Dimitri Steinmann, one of the world’s top squash players at only 22 years old, is the official ambassador for the ghosting app “Go to the T” from Trivadis. We spoke with him about mental toughness, creativity in the game and his fascination with Muhammad Ali – and about what executives can learn from him.
How often do you train and for how long?
I train three times a day Monday through Friday, twice on Saturdays and once on Sundays. One training session lasts between 75 and 90 minutes on average. But there are also longer units. For example, if I go out on my racing bike on a Saturday morning, I might be out three or four hours.
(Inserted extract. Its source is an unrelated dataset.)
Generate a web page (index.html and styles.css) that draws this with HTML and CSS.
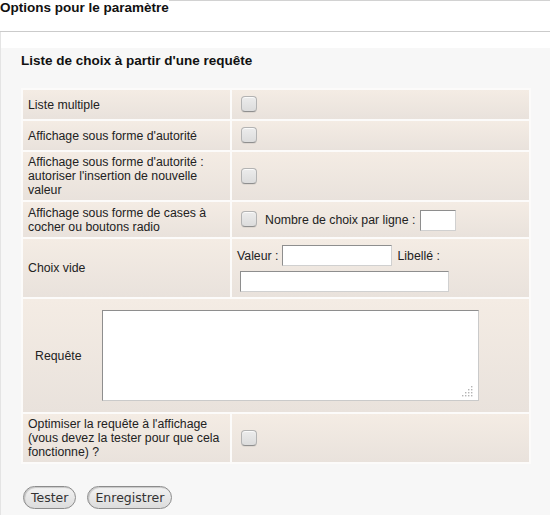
FILE: index.html
```html
<!DOCTYPE html>
<html lang="fr">
<head>
<meta charset="utf-8">
<title>Options pour le paramètre</title>
<link rel="stylesheet" href="styles.css">
</head>
<body>
<div class="header"><span class="title">Options pour le paramètre</span><span class="rule"></span></div>
<div class="body">
  <div class="gap"></div>
  <div class="panel">
    <h2 class="heading">Liste de choix à partir d'une requête</h2>
    <table class="opts">
      <colgroup><col class="c1"><col class="c2"></colgroup>
      <tr>
        <td class="lbl">Liste multiple</td>
        <td class="val"><input type="checkbox" class="cb"></td>
      </tr>
      <tr>
        <td class="lbl">Affichage sous forme d'autorité</td>
        <td class="val"><input type="checkbox" class="cb"></td>
      </tr>
      <tr>
        <td class="lbl">Affichage sous forme d'autorité : autoriser l'insertion de nouvelle valeur</td>
        <td class="val"><input type="checkbox" class="cb"></td>
      </tr>
      <tr>
        <td class="lbl">Affichage sous forme de cases à cocher ou boutons radio</td>
        <td class="val">
          <div class="inline">
            <input type="checkbox" class="cb cb-inline">
            <span>Nombre de choix par ligne :</span>
            <input type="text" class="txt small">
          </div>
        </td>
      </tr>
      <tr>
        <td class="lbl">Choix vide</td>
        <td class="val">
          <div class="stack">
            <div class="inline">
              <span class="lab">Valeur :</span>
              <input type="text" class="txt mid">
              <span>Libellé :</span>
            </div>
            <input type="text" class="txt wide">
          </div>
        </td>
      </tr>
      <tr>
        <td colspan="2" class="req">
          <div class="req-row">
            <div class="req-label">Requête</div>
            <div class="req-field">
              <div class="ta-wrap">
                <textarea class="ta"></textarea>
                <svg class="grip" width="11" height="11" viewBox="0 0 11 11">
                  <g fill="#b4b4b4">
                    <rect x="9" y="0" width="1.4" height="1.4"/>
                    <rect x="6" y="3" width="1.4" height="1.4"/><rect x="9" y="3" width="1.4" height="1.4"/>
                    <rect x="3" y="6" width="1.4" height="1.4"/><rect x="6" y="6" width="1.4" height="1.4"/><rect x="9" y="6" width="1.4" height="1.4"/>
                    <rect x="0" y="9" width="1.4" height="1.4"/><rect x="3" y="9" width="1.4" height="1.4"/><rect x="6" y="9" width="1.4" height="1.4"/><rect x="9" y="9" width="1.4" height="1.4"/>
                  </g>
                </svg>
              </div>
            </div>
          </div>
        </td>
      </tr>
      <tr>
        <td class="lbl">Optimiser la requête à l'affichage (vous devez la tester pour que cela fonctionne) ?</td>
        <td class="val"><input type="checkbox" class="cb"></td>
      </tr>
    </table>
    <div class="actions">
      <button type="button" class="btn">Tester</button>
      <button type="button" class="btn">Enregistrer</button>
    </div>
  </div>
</div>
</body>
</html>
```

FILE: styles.css
```css
html, body {
  margin: 0;
  padding: 0;
  background: #fff;
}

body {
  font-family: "Liberation Sans", Arial, sans-serif;
  color: #222;
}

.header {
  display: flex;
  align-items: flex-start;
  height: 32px;
  box-sizing: border-box;
  border-bottom: 1px solid #cbcbcb;
}

.title {
  font-weight: bold;
  font-size: 13.5px;
  line-height: 16px;
  color: #111;
  white-space: nowrap;
}

.rule {
  flex: 1;
  border-top: 1px solid #d2d2d2;
}

.body {
  border-left: 1px solid #e4e4e4;
}

.gap {
  height: 16px;
  background: #fff;
}

.panel {
  background: #f7f7f7;
  padding: 5px 0 20px 20px;
}

.heading {
  margin: 0 0 19px 0;
  font-size: 13.5px;
  line-height: 16px;
  font-weight: bold;
  color: #111;
}

.opts {
  width: 510px;
  table-layout: fixed;
  border-collapse: separate;
  border-spacing: 2px;
  background: #fcfbfa;
  font-size: 12.3px;
}

.c1 { width: 207px; }
.c2 { width: 297px; }

.opts td {
  background: linear-gradient(#f4ece4, #e9e2dc);
  vertical-align: middle;
  padding: 3px 5px;
}

.lbl {
  line-height: 14px;
}

.cb {
  -webkit-appearance: none;
  appearance: none;
  display: block;
  width: 16px;
  height: 16px;
  box-sizing: border-box;
  margin: 3px 0 4px 4px;
  border: 1px solid #b3b3b3;
  border-bottom-color: #8f8f8f;
  border-radius: 4px;
  background: linear-gradient(#ececec, #dcdcdc);
  box-shadow: inset 0 1px 0 #fafafa, 0 1px 0 rgba(0, 0, 0, 0.06);
}

.cb-inline {
  margin-right: 8px;
}

.inline {
  display: flex;
  align-items: center;
  white-space: nowrap;
}

.txt {
  box-sizing: border-box;
  height: 21px;
  border: 1px solid;
  border-color: #8e8e8e #d0d0d0 #d0d0d0 #8e8e8e;
  background: #fff;
  padding: 1px 3px;
  font: 12px "Liberation Sans", Arial, sans-serif;
}

.small {
  width: 36px;
  margin: 5px 0 3px 5px;
}

.stack {
  display: flex;
  flex-direction: column;
  align-items: flex-start;
  gap: 5px;
  padding: 3px 0 2px 0;
}

.lab {
  margin-right: 4px;
}

.mid {
  width: 110px;
  margin-right: 5px;
}

.wide {
  width: 209px;
  margin-left: 3px;
}

.opts td.req {
  padding: 0;
}

.req-row {
  display: flex;
  align-items: center;
}

.req-label {
  width: 56px;
  padding-left: 12px;
}

.req-field {
  padding: 11px 0 11px 11px;
}

.ta-wrap {
  position: relative;
  width: 377px;
  height: 91px;
}

.ta {
  display: block;
  box-sizing: border-box;
  width: 377px;
  height: 91px;
  margin: 0;
  border: 1px solid;
  border-color: #8e8e8e #cacaca #cacaca #8e8e8e;
  background: #fff;
  resize: none;
  font: 12px "Liberation Sans", Arial, sans-serif;
}

.grip {
  position: absolute;
  right: 6px;
  bottom: 4px;
}

.actions {
  display: flex;
  gap: 11px;
  margin-top: 22px;
  padding-left: 2px;
}

.btn {
  height: 23px;
  padding: 0 7px;
  border: 1px solid #8c8c8c;
  border-radius: 12px;
  background: linear-gradient(#f3f3f3, #dcdcdc);
  box-shadow: inset 1px 1px 1px rgba(0, 0, 0, 0.18);
  font-family: "DejaVu Sans", sans-serif;
  font-size: 12.5px;
  color: #333;
}
```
That’s a lot. How do you stay motivated?
I have a long-term goal, and that always motivates me. I want to do the best that I can.
What’s your goal in squash?
My dream is to be number 1 in the world one day. I work hard for that – I’ve completely focused my life on this sport. Everything else comes after. First, though, I want to make it to the top 30 in the world as quickly as I can. [Editor’s note: Dimitri is currently ranked 61]
You started your sports career in fencing. Why did you switch to squash?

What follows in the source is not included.